La Libia, un ritornello che torna in mente. «Dopo un viaggio fra difficoltà che non sto a ricordare, in quel Paese ho trascorso due mesi da dimenticare: fermato insieme a decine di fratelli neri, tutti al lavoro, a raccogliere olive, a spezzarci la schiena; poi, all’imbrunire, sorvegliati e reclusi in uno stanzone; un panino, nemmeno a parlarne, restavamo digiuni anche tre giorni di seguito; come se non fosse bastata la fuga dal mio Paese, due enormi porte ci impedivano di andare via, scappare; fino a quando un bel giorno ci siamo dati coraggio e abbiamo sfondato una delle due porte principali: non sapevamo neppure da che parte scappare, abbiamo solo seguito l’istinto».

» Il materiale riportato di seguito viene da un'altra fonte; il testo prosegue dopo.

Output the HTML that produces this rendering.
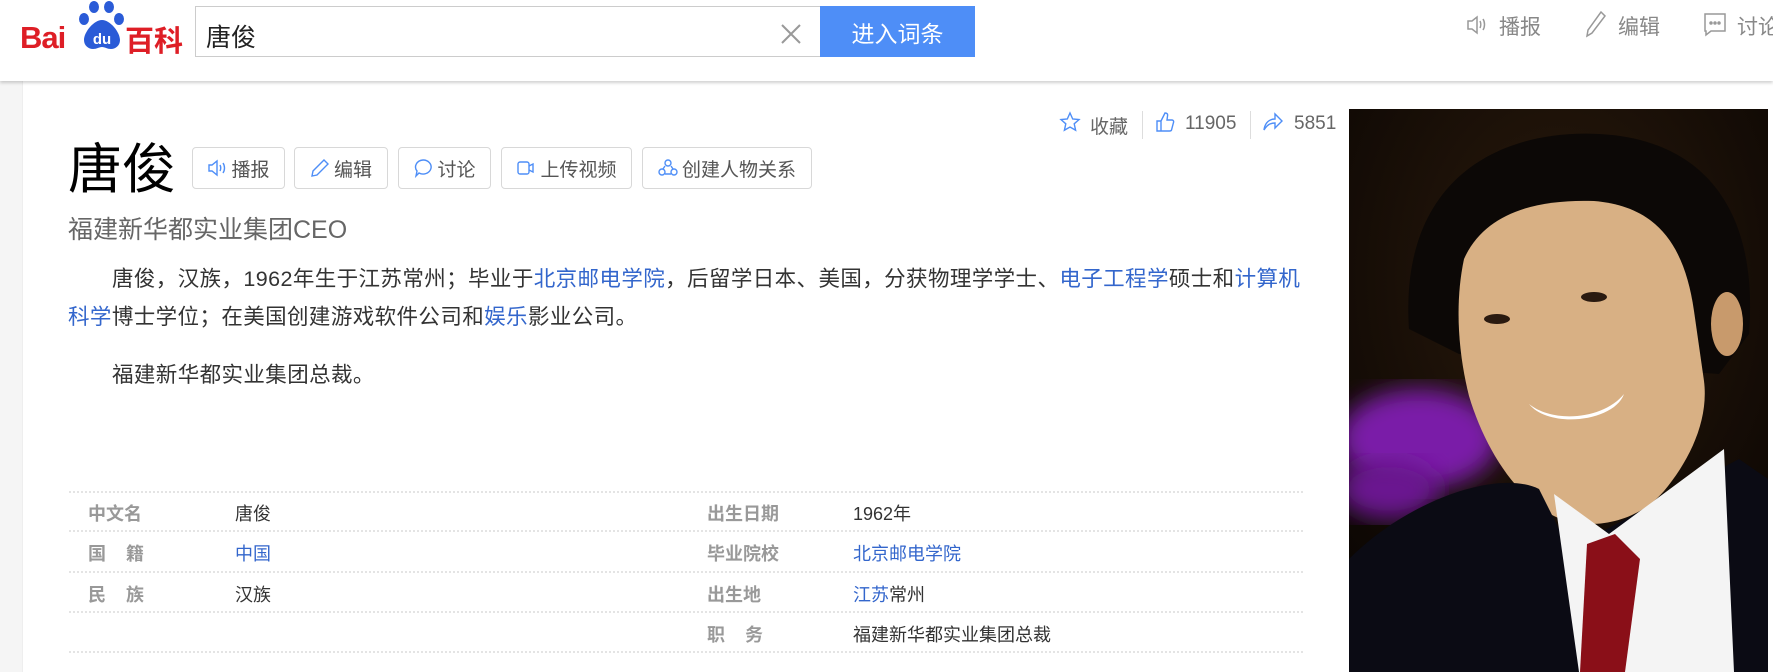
<!DOCTYPE html>
<html><head><meta charset="utf-8"><style>
*{margin:0;padding:0;box-sizing:border-box}
body{width:1773px;height:672px;overflow:hidden;background:#fff;font-family:"Liberation Sans","Noto Sans CJK SC",sans-serif;position:relative}
.a{position:absolute;white-space:nowrap}
.hdr{position:absolute;left:0;top:0;width:1773px;height:81px;background:#fff;box-shadow:0 2px 3px rgba(0,0,0,.18);z-index:2}
.strip{position:absolute;left:0;top:81px;width:23px;height:591px;background:#f5f5f5;border-right:1px solid #eee}
.btn{position:absolute;top:147px;height:42px;border:1px solid #d8d8d8;border-radius:4px;font-size:19px;color:#555;display:flex;align-items:center;justify-content:center;gap:4px}
.btn svg{width:20px;height:20px}
.p{font-size:21.5px;color:#333;line-height:38px;letter-spacing:0.4px}
.lab{font-size:18px;color:#999;font-weight:bold}
.val{font-size:18px;color:#333}
.lk,.val.lk{color:#3366cc}
.line{position:absolute;left:69px;width:1234px;border-top:2px dotted #e4e4e4;height:0}
</style></head><body>
<div class="hdr">
 <div class="a" style="left:20px;top:20px;font-size:31px;font-weight:bold;color:#de1e26;letter-spacing:-1px">Bai</div>
 <svg class="a" style="left:77px;top:0px" width="50" height="52" viewBox="0 0 50 52"><g fill="#2a5bd7"><ellipse cx="17" cy="7" rx="5" ry="6"/><ellipse cx="32" cy="7" rx="5" ry="6"/><ellipse cx="7" cy="19" rx="5" ry="6"/><ellipse cx="42" cy="19" rx="5" ry="6"/><path d="M25 20c-8 0-18 12-18 20 0 6 5 9 9 9 4 0 6-2 9-2s5 2 9 2 9-3 9-9c0-8-10-20-18-20z"/></g><text x="25" y="44" fill="#fff" font-size="15" font-weight="bold" text-anchor="middle" font-family="Liberation Sans">du</text></svg>
 <div class="a" style="left:125px;top:18px;font-size:29px;font-weight:bold;color:#de1e26">百科</div>
 <div class="a" style="left:195px;top:6px;width:626px;height:51px;border:1px solid #ccc;border-right:none"></div>
 <div class="a" style="left:206px;top:18px;font-size:25px;color:#222">唐俊</div>
 <svg class="a" style="left:780px;top:23px" width="22" height="22"><path d="M2 2L20 20M20 2L2 20" stroke="#999" stroke-width="2"/></svg>
 <div class="a" style="left:820px;top:6px;width:155px;height:51px;background:#4e8ef7;color:#fff;font-size:23px;display:flex;align-items:center;justify-content:center">进入词条</div>
 <svg class="a" style="left:1465px;top:12px" width="22" height="26" viewBox="0 0 22 26" fill="none" stroke="#999" stroke-width="1.5"><path d="M3 9h4l5-4v16l-5-4H3z"/><path d="M15 9c1 2 1 5 0 7M18 7c2 3 2 8 0 11"/></svg>
 <div class="a" style="left:1499px;top:11px;font-size:21px;color:#888">播报</div>
 <svg class="a" style="left:1585px;top:10px" width="22" height="28" viewBox="0 0 22 28" fill="none" stroke="#999" stroke-width="1.5"><path d="M16 2l4 4L7 23l-5 3 1-6z"/></svg>
 <div class="a" style="left:1618px;top:11px;font-size:21px;color:#888">编辑</div>
 <svg class="a" style="left:1703px;top:12px" width="24" height="26" viewBox="0 0 24 26" fill="none" stroke="#999" stroke-width="1.5"><path d="M2 2h20v17H8l-5 4v-4H2z"/><circle cx="8" cy="11" r="1" fill="#999"/><circle cx="12" cy="11" r="1" fill="#999"/><circle cx="16" cy="11" r="1" fill="#999"/></svg>
 <div class="a" style="left:1737px;top:11px;font-size:21px;color:#888">讨论</div>
</div>
<div class="strip"></div>

<div class="a" style="left:68px;top:138px;font-size:54px;color:#000;line-height:64px">唐俊</div>
<div class="btn" style="left:192px;width:93px"><svg viewBox="0 0 20 20" fill="none" stroke="#4e8ef7" stroke-width="1.4"><path d="M2 7h3l5-4v14l-5-4H2z"/><path d="M13 7c1 2 1 4 0 6M16 5c2 3 2 7 0 10"/></svg>播报</div>
<div class="btn" style="left:294px;width:94px"><svg viewBox="0 0 20 20" fill="none" stroke="#4e8ef7" stroke-width="1.4"><path d="M14 2l4 4L7 17l-5 1 1-5z"/></svg>编辑</div>
<div class="btn" style="left:398px;width:93px"><svg viewBox="0 0 20 20" fill="none" stroke="#4e8ef7" stroke-width="1.4"><path d="M10 2a8 7 0 1 1-4 13l-3 3 1-5A8 7 0 0 1 10 2z"/></svg>讨论</div>
<div class="btn" style="left:501px;width:131px"><svg viewBox="0 0 20 20" fill="none" stroke="#4e8ef7" stroke-width="1.4"><rect x="2" y="4" width="11" height="12" rx="2"/><path d="M13 8l4-2v8l-4-2"/></svg>上传视频</div>
<div class="btn" style="left:642px;width:170px"><svg viewBox="0 0 20 20" fill="none" stroke="#4e8ef7" stroke-width="1.4"><circle cx="10" cy="5" r="3"/><circle cx="4" cy="14" r="3"/><circle cx="16" cy="14" r="3"/><path d="M7 8l-2 3M13 8l2 3M7 16h6"/></svg>创建人物关系</div>

<div class="a" style="left:68px;top:210px;font-size:25px;color:#666">福建新华都实业集团CEO</div>
<div class="a p" style="left:68px;top:260px;width:1260px;white-space:normal;text-indent:44px">唐俊，汉族，1962年生于江苏常州；毕业于<span class="lk">北京邮电学院</span>，后留学日本、美国，分获物理学学士、<span class="lk">电子工程学</span>硕士和<span class="lk">计算机</span><br><span class="lk">科学</span>博士学位；在美国创建游戏软件公司和<span class="lk">娱乐</span>影业公司。</div>
<div class="a p" style="left:112px;top:356px">福建新华都实业集团总裁。</div>

<svg class="a" style="left:1059px;top:111px" width="22" height="22" viewBox="0 0 22 22"><path d="M11 2l2.7 6 6.3.6-4.8 4.2 1.4 6.4L11 16l-5.6 3.2 1.4-6.4L2 8.6 8.3 8z" fill="none" stroke="#4e8ef7" stroke-width="1.4"/></svg>
<div class="a" style="left:1090px;top:112px;font-size:19px;color:#666">收藏</div>
<div class="a" style="left:1142px;top:111px;width:1px;height:28px;background:#ddd"></div>
<svg class="a" style="left:1155px;top:111px" width="20" height="22" viewBox="0 0 20 22"><path d="M2 10h4v10H2zM6 10l4-8c2 0 3 1 2.5 3L12 9h5c1 0 2 1 1.5 2.5l-2 7.5c-.3 1-1 1-2 1H6" fill="none" stroke="#4e8ef7" stroke-width="1.4"/></svg>
<div class="a" style="left:1185px;top:113px;font-size:19px;color:#666">11905</div>
<div class="a" style="left:1250px;top:111px;width:1px;height:28px;background:#ddd"></div>
<svg class="a" style="left:1262px;top:111px" width="22" height="22" viewBox="0 0 22 22"><path d="M2 19C3 11 8 8 13 8V3l7 7-7 7v-5c-5 0-8 2-11 7z" fill="none" stroke="#4e8ef7" stroke-width="1.4"/></svg>
<div class="a" style="left:1294px;top:113px;font-size:19px;color:#666">5851</div>

<div class="line" style="top:491px"></div>
<div class="line" style="top:530px"></div>
<div class="line" style="top:571px"></div>
<div class="line" style="top:611px"></div>
<div class="line" style="top:651px"></div>
<div class="a lab" style="left:88px;top:500px">中文名</div><div class="a val" style="left:235px;top:500px">唐俊</div>
<div class="a lab" style="left:707px;top:500px">出生日期</div><div class="a val" style="left:853px;top:500px">1962年</div>
<div class="a lab" style="left:88px;top:540px">国&nbsp;&nbsp;&nbsp;&nbsp;籍</div><div class="a val lk" style="left:235px;top:540px">中国</div>
<div class="a lab" style="left:707px;top:540px">毕业院校</div><div class="a val lk" style="left:853px;top:540px">北京邮电学院</div>
<div class="a lab" style="left:88px;top:581px">民&nbsp;&nbsp;&nbsp;&nbsp;族</div><div class="a val" style="left:235px;top:581px">汉族</div>
<div class="a lab" style="left:707px;top:581px">出生地</div><div class="a val" style="left:853px;top:581px"><span class="lk">江苏</span>常州</div>
<div class="a lab" style="left:707px;top:621px">职&nbsp;&nbsp;&nbsp;&nbsp;务</div><div class="a val" style="left:853px;top:621px">福建新华都实业集团总裁</div>

<svg class="a" style="left:1349px;top:109px" width="419" height="563" viewBox="0 0 419 563">
<defs><radialGradient id="bg" cx="0.5" cy="0.3" r="0.8"><stop offset="0" stop-color="#2a1a0c"/><stop offset="1" stop-color="#080402"/></radialGradient>
<filter id="bl"><feGaussianBlur stdDeviation="12"/></filter></defs>
<rect width="419" height="563" fill="url(#bg)"/>
<ellipse cx="70" cy="330" rx="80" ry="50" fill="#7a1fa8" filter="url(#bl)"/>
<ellipse cx="40" cy="380" rx="50" ry="30" fill="#6a1890" filter="url(#bl)"/>
<path d="M60 220C50 70 150 20 250 25c100 5 160 70 150 200l-30 40-260-20z" fill="#0c0806"/>
<path d="M115 150c20-45 70-60 130-58 60 5 90 40 100 110l10 70c5 40-15 80-40 110-30 35-80 40-110 25-40-20-70-70-85-120-10-40-15-90-5-137z" fill="#d8b084"/>
<ellipse cx="378" cy="215" rx="16" ry="32" fill="#c89a6c"/>
<path d="M180 295c25 20 75 15 95-10-10 28-75 35-95 10z" fill="#fff"/>
<ellipse cx="148" cy="210" rx="13" ry="5" fill="#2a1a10"/><ellipse cx="245" cy="188" rx="13" ry="5" fill="#2a1a10"/>
<path d="M0 450c60-60 150-90 190-70l30 60 170-90 29 20v193H0z" fill="#0b0b14"/>
<path d="M205 385l55 40 115-85 10 223H230z" fill="#f4f4f4"/>
<path d="M238 435l28-10 25 25-15 113h-45z" fill="#8a0f18"/>
</svg>
</body></html>
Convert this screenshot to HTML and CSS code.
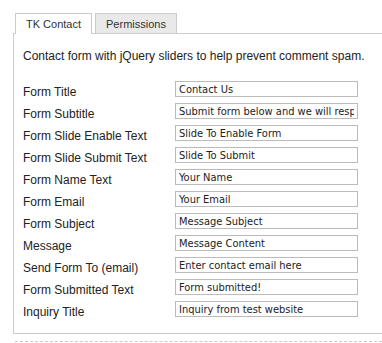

Anche in Libia qualcuno dimostra di avere cuore. «Tre mesi di lavoro – spiega Yankouba – per ripagare un uomo che ci dava assistenza, ci sfamava e ci aveva promesso che avrebbe provveduto a trovare un gommone sul quale imbarcarci: così è stato, mare aperto, una nave italiana in lontananza, finalmente salvi!». Li raggiunge una nave Militare italiana che li conduce in porto, poi il viaggio verso il Centro di accoglienza.